The other day I was going through a bag of stuff that we took out of the little blue car before it went to the body shop, and the stuff I pulled from the glove compartment before it went off to the salvage yard when it was declared totaled. Among the stuff: a spiffy, shiny maintenance record. Barely used. I’d also saved the all the receipts from oil changes, and the nice tires I got not too terribly long ago.

None of which matters now. It doesn’t matter that the tires had a good warranty. It doesn’t matter that the engine and transmission and brakes were all in great shape.

Likewise, it doesn’t matter that I never got around to cleaning up those few drops of dried coffee in the cup holder, or wiping the dust off the dashboard.

In his homily on Sunday, Father said that “all analogies limp.” And I’m not sure there’s really one I can draw from this anyway.

I’m just thrown off balance still, I guess. It makes you realize that doing the right things is no guarantee of anything, whether it’s a car’s existence or your pet’s well-being or a person’s life. You can do everything right, you can be the sort of person who (like my little Toyota) generally enjoys perfect health, and you can still die in a freak accident or end up with a sudden catastrophic illness or cancer.

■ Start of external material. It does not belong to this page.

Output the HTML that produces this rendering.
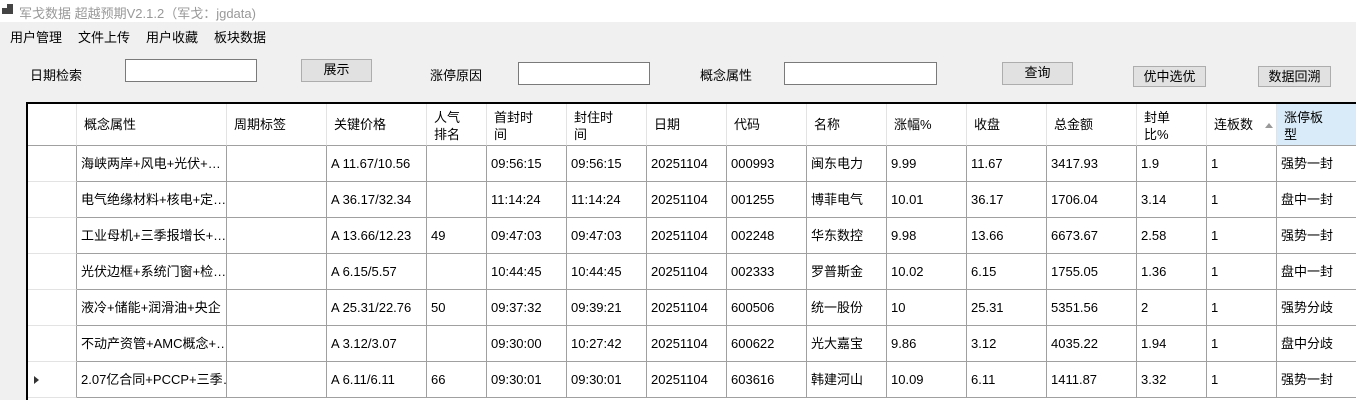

Being careful is no guarantee. Being “successful” is no guarantee. We’re all still totally vulnerable. There’s no magic bullet.

This past week was also the anniversary of Mom’s passing, so those emotions are in the mix, too. I remember that after she died, it took me a long time to get over a frightening, paralyzing awareness of the fragility of life. We take for granted that each day we’ll get up, go to work or school or church or the grocery, come home, go to bed. Day after day, year after year. Mostly, we do. And yet, at any given moment, that could come to an end. When Mom died, it was the first time I was really struck by how easily and quickly someone could go from being here to not being here.

At the moment, I’m back to that awareness, and I know it is partly an opportunity to find trust and to think about what truly matters in this life and the next, but mostly it feels like living on the edge of a precipice, and it’s taking a long while to fade.